I.S. Ce serait une expérience d’une assez grande cruauté que de laisser un groupe d’une quarantaine d’enfants seul sur une île déserte avec des robots nourrisseurs...
Par exemple, cela ne produirait certainement pas quarante "Robinson Crusoe".
Prenons peut-être la Question 5, ou l’interrogation...
Là, j’ai noté : l’adieu au babil enfantin peut-être ?
Il faut peut-être placer cet enfant, cet "encore enfant" auquel s’adresse la première partie de la méthode Thys entre l’enfant plus âgé qui sera donc exposé à la méthode Thys second stade et le tout jeune enfant...
Interruption...
Oui, peut-être que cet enfant auquel s’adresse Hervé Thys dans le premier stade de sa méthode c’est l’enfant qui se situe entre le plus âgé et le tout petit enfant, c’est ce qui m’a fait noter cette idée. C’est le sens de ce premier stade, de cette expérience du Tohu-bohu c’est peut-être l’adieu au babil enfantin.
On peut considérer que le stade du babil enfantin c’est un peu, dans la production de la parole, le même stade, un stade comparable que la production du Tohu-bohu...
I.S. C’est très intéressant mais cela voudrait dire... c’est un stade instauré puisque la plupart des jeunes humains ne le font pas explicitement... aussi par la méthode qui le produit et qui lui dit adieu, elle le produit et elle lui dit adieu puisque...
Voilà exactement, de la même manière que l’on apprend à l’enfant à s’exprimer de manière correcte, on lui apprend à bien prononcer les mots etc. On le fait le plus vite possible sortir du stade du babil etc.
Et là c’est sans doute comparable à ce qui se passe dans ce Tohu-bohu qui serait donc le stade l’équivalent du babil dans la production du sonore, non pas exprimé par la parole mais par l’intermédiaire de certains instruments producteurs de sons.
Et donc on peut se poser la question de savoir si ce deuxième stade de la méthode, là où j’ai exprimé certains doutes, n’est pas justement destiné à sortir le plus vite possible l’enfant de ce stade du babil sonore, du babil musical.
Voilà une réflexion que je ne prétends pas - c’est une réflexion, une interrogation comme vous dites très bien - que je ne prétends pas imposer à propos de cette approche.
Ce sont des interrogations très profondes bien sûr qui demanderaient pratiquement quelques livres...
Question 11 : c’est une question terrible bien sûr mais il me semble que oui, dans la mesure où des adultes entreraient vraiment dans le jeu et seraient disposés, prêts à effectivement se laisser transformer par le fait d’assister à ces séances Tohu-bohu, il me semble que oui, il y aurait des chances d’une plus grande ouverture peut-être, d’une plus grande tolérance dans le comportement d’adultes.
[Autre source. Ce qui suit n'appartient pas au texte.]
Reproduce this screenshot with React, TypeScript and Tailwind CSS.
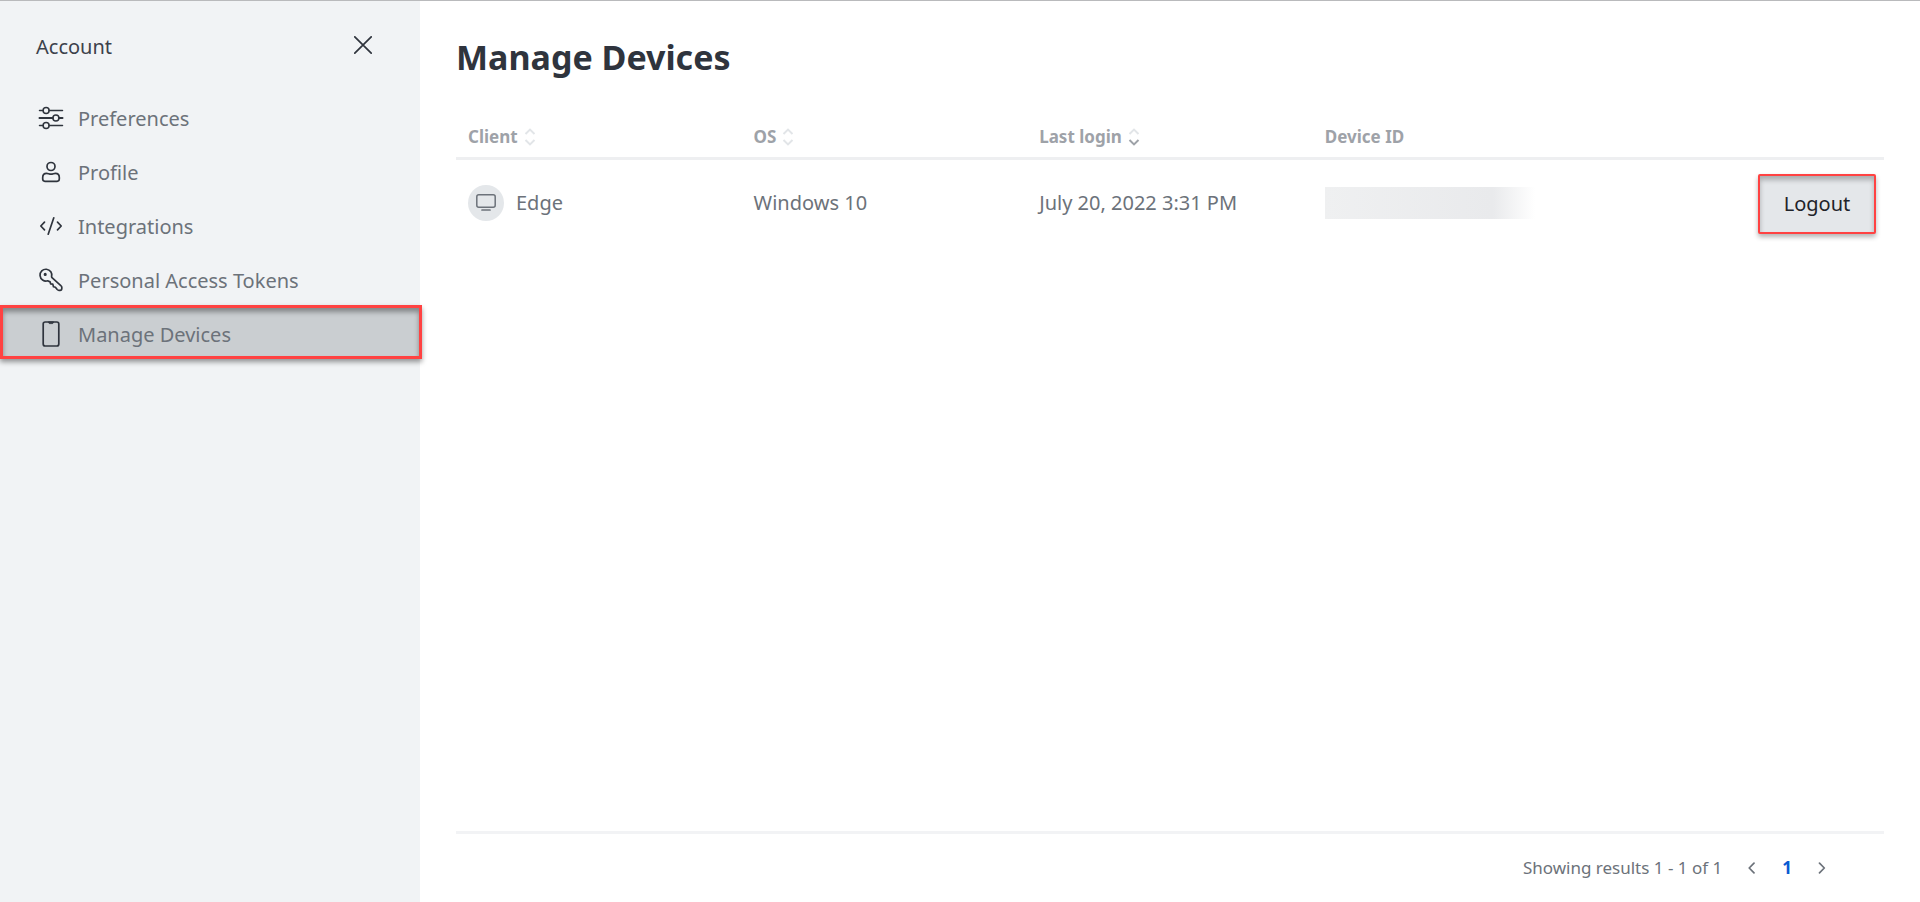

Là aussi c’est par une interrogation : on ne peut faire autrement que de répondre par une interrogation aux interrogations que vous posez. Je pense d’ailleurs, j’ai l’impression que c’est votre propos...
I.S. Mais pour relancer par rapport à l’autre question que vous avez... Est-ce que vous pensez que désormais les hommes mâles de babiller avec leurs enfants peut permettre une transformation de leur rapport aux autres ? Est-ce que la différence homme/femme... vous voyez ce que...
Ecoutez, là il faut peut-être confirmer la distinction entre système acoustique de communication par la parole et système acoustique de communication par le sonore c’est à dire parole/musique.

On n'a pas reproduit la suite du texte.